Im Augenblick (16. Spieltag 2010) steht die TSG 1899 Hoffenheim auf Platz 6 der Erstligatabelle. Und die Geschichte von SAP-Milliardär Dietmar Hopp, der mit gewaltigen Investitionen und dem Einkauf hochkarätiger Spieler aus aller Welt die Erfolgsstory seiner Truppe befeuert, dürfte mittlerweile selbst Fußballignoranten vertraut sein. Doch die Dokumentaristen Frank Marten Pfeiffer und Rouven Rech haben sich schon vor dem aktuellen Hype für die Geschichte interessiert; so früh, dass sie bei vielen entscheidenden Stationen dabei waren beim »Projekt Hoffenheim«. So kann auch ein größeres Publikum jetzt den von Hopp engagierten Geschäftsführer Jochen Rotthaus beim unaufhaltsamen Aufstieg begleiten: Antragserstellung, Sponsorenverhandlungen, Architektengespräche – und immer wieder Goodwillbesuche bei Einwohnern und Fans.
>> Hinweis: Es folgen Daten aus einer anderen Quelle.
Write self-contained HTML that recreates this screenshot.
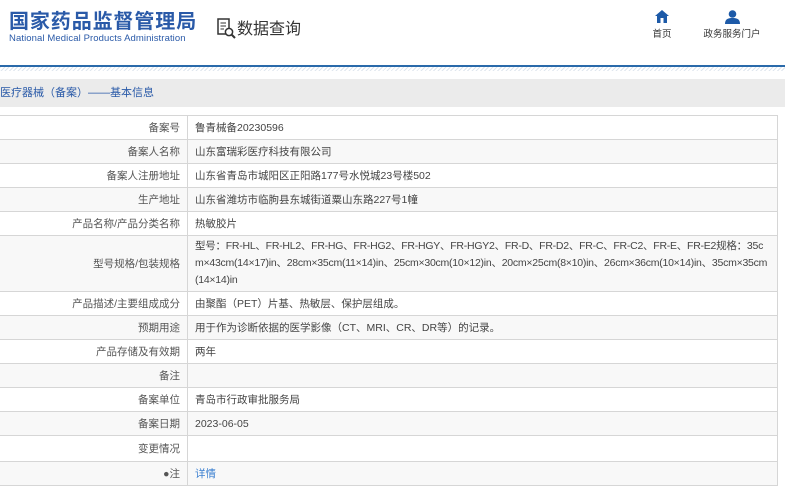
<!DOCTYPE html>
<html><head><meta charset="utf-8"><style>
*{margin:0;padding:0;box-sizing:border-box}
body{width:785px;height:490px;overflow:hidden;background:#fff;font-family:"Liberation Sans","Noto Sans CJK SC",sans-serif;color:#333;position:relative}
.t1{position:absolute;left:9px;top:8px;font-size:20px;font-weight:bold;color:#2a5aa8;letter-spacing:0.9px;line-height:28px}
.t2{position:absolute;left:9px;top:33px;font-size:9.5px;color:#2a5aa8;letter-spacing:0.1px}
.sq{position:absolute;left:217px;top:15px;font-size:16px;color:#333}
.nav{position:absolute;top:10px;font-size:9.5px;color:#333;text-align:center;line-height:12px}
.line{position:absolute;left:0;top:65px;width:785px;height:2px;background:#2a6aaa}
.hatch{position:absolute;left:0;top:67px;width:785px;height:4px;background:repeating-linear-gradient(135deg,#dfe6ee 0 1px,#fff 1px 3px)}
.bar{position:absolute;left:0;top:79px;width:785px;height:28px;background:#ebebeb;font-size:11px;color:#2a5aa8;line-height:28px}
table{position:absolute;left:-1px;top:115px;width:779px;border-collapse:collapse;font-size:10.5px}
td{border:1px solid #d6d6d6;height:24px;padding:0 7px;vertical-align:middle;color:#444}
td.l{width:188px;text-align:right;color:#555}
tr:nth-child(even){background:#f8f8f8}
td.v{line-height:17px;word-break:break-all;letter-spacing:-0.25px}
</style></head><body>
<div class="t1">国家药品监督管理局</div>
<div class="t2">National Medical Products Administration</div>
<div class="sq"><svg width="20" height="22" viewBox="0 0 20 22" style="vertical-align:-5px"><rect x="1" y="2" width="11" height="15" fill="none" stroke="#333" stroke-width="1.5"/><line x1="3.5" y1="6" x2="9" y2="6" stroke="#333"/><line x1="3.5" y1="9" x2="9" y2="9" stroke="#333"/><line x1="3.5" y1="12" x2="7" y2="12" stroke="#333"/><circle cx="12" cy="15" r="3.6" fill="#fff" stroke="#333" stroke-width="1.5"/><line x1="14.5" y1="17.5" x2="18" y2="21" stroke="#333" stroke-width="2"/></svg>数据查询</div>
<div class="nav" style="left:648px;width:28px"><svg width="14" height="13" viewBox="0 0 14 13"><path d="M7 0L0 6H2V13H12V6H14Z" fill="#1d5aa8"/><rect x="5.5" y="8" width="3" height="5" fill="#fff"/></svg><div style="margin-top:2px">首页</div></div>
<div class="nav" style="left:700px;width:64px"><svg width="15" height="14" viewBox="0 0 15 14"><circle cx="7.5" cy="4" r="3.8" fill="#1d5aa8"/><path d="M0 14C0 9 3 8 7.5 8S15 9 15 14Z" fill="#1d5aa8"/></svg><div style="margin-top:1px">政务服务门户</div></div>
<div class="line"></div><div class="hatch"></div>
<div class="bar">医疗器械（备案）——基本信息</div>
<table>
<tr><td class="l">备案号</td><td>鲁青械备20230596</td></tr>
<tr><td class="l">备案人名称</td><td>山东富瑞彩医疗科技有限公司</td></tr>
<tr><td class="l">备案人注册地址</td><td>山东省青岛市城阳区正阳路177号水悦城23号楼502</td></tr>
<tr><td class="l">生产地址</td><td>山东省潍坊市临朐县东城街道粟山东路227号1幢</td></tr>
<tr><td class="l">产品名称/产品分类名称</td><td>热敏胶片</td></tr>
<tr><td class="l" style="height:56px">型号规格/包装规格</td><td class="v">型号：FR-HL、FR-HL2、FR-HG、FR-HG2、FR-HGY、FR-HGY2、FR-D、FR-D2、FR-C、FR-C2、FR-E、FR-E2规格：35cm×43cm(14×17)in、28cm×35cm(11×14)in、25cm×30cm(10×12)in、20cm×25cm(8×10)in、26cm×36cm(10×14)in、35cm×35cm(14×14)in</td></tr>
<tr><td class="l">产品描述/主要组成成分</td><td>由聚酯（PET）片基、热敏层、保护层组成。</td></tr>
<tr><td class="l">预期用途</td><td>用于作为诊断依据的医学影像（CT、MRI、CR、DR等）的记录。</td></tr>
<tr><td class="l">产品存储及有效期</td><td>两年</td></tr>
<tr><td class="l">备注</td><td></td></tr>
<tr><td class="l">备案单位</td><td>青岛市行政审批服务局</td></tr>
<tr><td class="l">备案日期</td><td>2023-06-05</td></tr>
<tr><td class="l" style="height:26px">变更情况</td><td></td></tr>
<tr><td class="l">●注</td><td style="color:#3a7fd0">详情</td></tr>
</table>
</body></html>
Bis dann 2009 wirklich das erste Spiel stattfindet im neuen riesigen Stadionbau.
Rotthaus ist Marketingprofi und beim Reden von Core-Business und Markeneffekten möchte einem manchmal schlecht werden. Denn »Das Leben ist kein Heimspiel« (auch ein Rotthaus-Zitat) ist keine langweilige Jubelstory. Und wie in jeder guten Geschichte gibt es auch hier hartnäckige Antagonisten. Das sind einmal die treualten Fans des Vereins, Torro und seine Fanclubkumpanen, die die Majorisierung ihres Clubs durch alerte Jung-Hoffisten misstrauisch beäugen: Nikotin- und alkoholaffine Old-School-Aficionados in Böhse-Onkelz-T-Shirts, die die gesponserte Jubelparty in der Eventhalle trotzig boykottieren und von Rotthaus ausdauernd umworben werden. Außerdem gibt es auch heftige Feindschaft vonseiten der etablierten Ligavereine.
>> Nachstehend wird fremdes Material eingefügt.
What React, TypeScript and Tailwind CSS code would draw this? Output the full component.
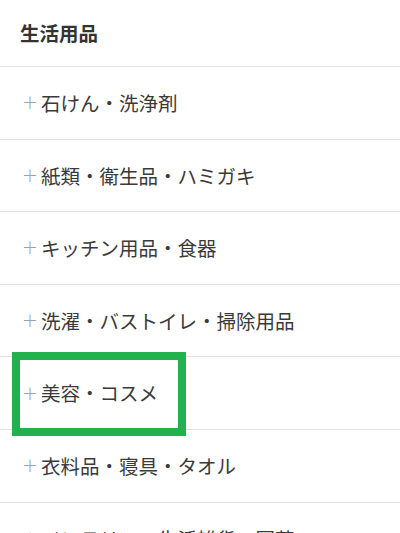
import React from "react";

const items = [
  "石けん・洗浄剤",
  "紙類・衛生品・ハミガキ",
  "キッチン用品・食器",
  "洗濯・バストイレ・掃除用品",
  "美容・コスメ",
  "衣料品・寝具・タオル",
  "インテリア・生活雑貨・園芸",
];

export default function App() {
  return (
    <div
      className="relative w-[400px] bg-white text-[#3a3a3a]"
      style={{ fontFamily: '"Noto Sans CJK JP", "Noto Sans", sans-serif' }}
    >
      <div className="flex h-[67px] items-center border-b border-[#e3e3e3] pl-5 text-[19.5px] font-bold leading-none text-[#333333]">
        生活用品
      </div>
      {items.map((t) => (
        <div
          key={t}
          className="flex h-[72.6px] items-center border-b border-[#e3e3e3] pl-5 text-[19.5px] leading-none"
        >
          <span
            className="w-5 text-center text-[19px] font-extralight text-[#a0a0a0]"
            style={{ fontFamily: '"DejaVu Sans", sans-serif' }}
          >
            +
          </span>
          <span className="pl-[1px]">{t}</span>
        </div>
      ))}
      <div className="pointer-events-none absolute left-[12px] top-[352px] h-[84px] w-[174px] border-[8px] border-[#22b14c]" />
    </div>
  );
}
Letztere wird – konsequentem Durchhalten der Innenperspektive geschuldet – im Film nur kurz durch Medienzitate angerissen. Umso deutlicher zeigt er dafür, was die oft beklagte Verdrängung traditioneller Fankultur konkret bedeutet. Denn in diesem Punkt ist die Geschichte der TSG symptomatisch für in anderen Vereinen schleichender stattfindende Prozesse. Darin, dies anschaulich zu machen, liegt auch die große Stärke des kommentarlosen Films, der besonders im Musikeinsatz nicht unbedingt Erstliganiveau erreicht. Viel Hoffnung auf Versöhnung gibt es nicht: Am Ende sitzt Torro einsam vor dem Stadion, während drinnen die Menge jubelt.